Dataset excerpt
━━━━━━━━━━━━━━━━━━━━━━━━━━━━━━
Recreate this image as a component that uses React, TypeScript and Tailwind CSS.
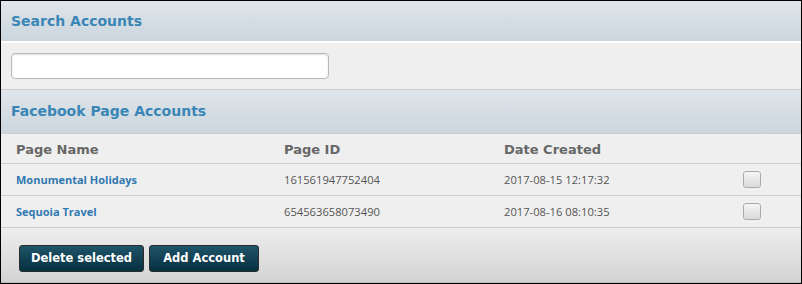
const rows = [
  { name: 'Monumental Holidays', id: '161561947752404', created: '2017-08-15 12:17:32' },
  { name: 'Sequoia Travel', id: '654563658073490', created: '2017-08-16 08:10:35' },
]

const heading = "font-['DejaVu_Sans',Verdana,sans-serif] font-bold"
const body = "font-['Open_Sans','Noto_Sans',sans-serif]"

function SectionTitle({ children, className }: { children: React.ReactNode; className: string }) {
  return (
    <div className={`${className} flex items-center px-[10px] bg-gradient-to-b from-[#dfe5ea] to-[#cbd6de]`}>
      <h2 className={`${heading} text-[14px] text-[#3a86b6]`}>{children}</h2>
    </div>
  )
}

function Checkbox() {
  return (
    <span className="block w-[18px] h-[17px] rounded-[3px] border border-[#a9a9a9] bg-gradient-to-b from-[#f6f6f6] to-[#d9d9d9] shadow-[inset_0_0_1px_#fff]" />
  )
}

export default function App() {
  return (
    <div className="w-[802px] h-[284px] border border-black bg-[#efefef] flex flex-col overflow-hidden">
      <SectionTitle className="h-[42px] border-b-2 border-white">Search Accounts</SectionTitle>

      <div className="h-[47px] pt-[10px] pl-[10px] border-b border-[#cccccc]">
        <input
          type="text"
          className="block w-[318px] h-[26px] rounded-[4px] bg-white border border-[#b9b9b9] shadow-[inset_0_1px_2px_rgba(0,0,0,0.12)] outline-none"
        />
      </div>

      <SectionTitle className="h-[44px] border-b border-[#c9ced2]">Facebook Page Accounts</SectionTitle>

      <div className={`h-[30px] grid grid-cols-[268px_220px_239px_auto] items-center pl-[15px] pt-[2px] border-b border-[#cccccc] ${heading} text-[13px] text-[#676767]`}>
        <span>Page Name</span>
        <span>Page ID</span>
        <span>Date Created</span>
        <span />
      </div>

      {rows.map((r) => (
        <div
          key={r.id}
          className={`h-[32px] grid grid-cols-[268px_220px_239px_auto] items-center pl-[15px] border-b border-[#cccccc] ${body} text-[11.2px] text-[#555555]`}
        >
          <a href="#" className="font-bold text-[11px] text-[#3079b0] pt-[2px]">{r.name}</a>
          <span className="pt-[2px]">{r.id}</span>
          <span className="pt-[2px]">{r.created}</span>
          <Checkbox />
        </div>
      ))}

      <div className="flex-1 flex gap-[5px] items-start pt-[17px] pl-[18px] bg-gradient-to-b from-[#ededed] to-[#d3d3d3] border-b border-[#bdbdbd]">
        <button className={`w-[125px] h-[27px] rounded-[3px] border border-[#2a2a2a] bg-gradient-to-b from-[#1f5469] to-[#06303f] text-white ${heading} text-[11.5px]`}>
          Delete selected
        </button>
        <button className={`w-[110px] h-[27px] rounded-[3px] border border-[#2a2a2a] bg-gradient-to-b from-[#1f5469] to-[#06303f] text-white ${heading} text-[11.5px]`}>
          Add Account
        </button>
      </div>
    </div>
  )
}
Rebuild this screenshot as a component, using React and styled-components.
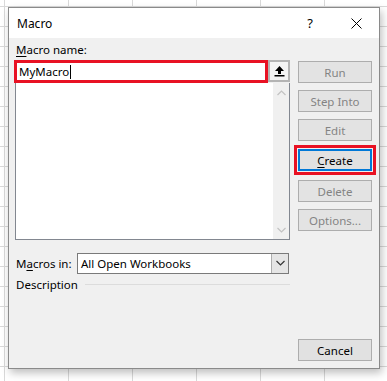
━━━━━━━━━━━━━━━━━━━━━━━━━━━━━━
_Work to be completed:_
In the records above, find each line with the word "React" and copy it.

_Output of the task:_
Recreate this image as a component that uses React, TypeScript and Tailwind CSS.
function SectionTitle({ children, className }: { children: React.ReactNode; className: string }) {
Rebuild this screenshot as a component, using React and styled-components.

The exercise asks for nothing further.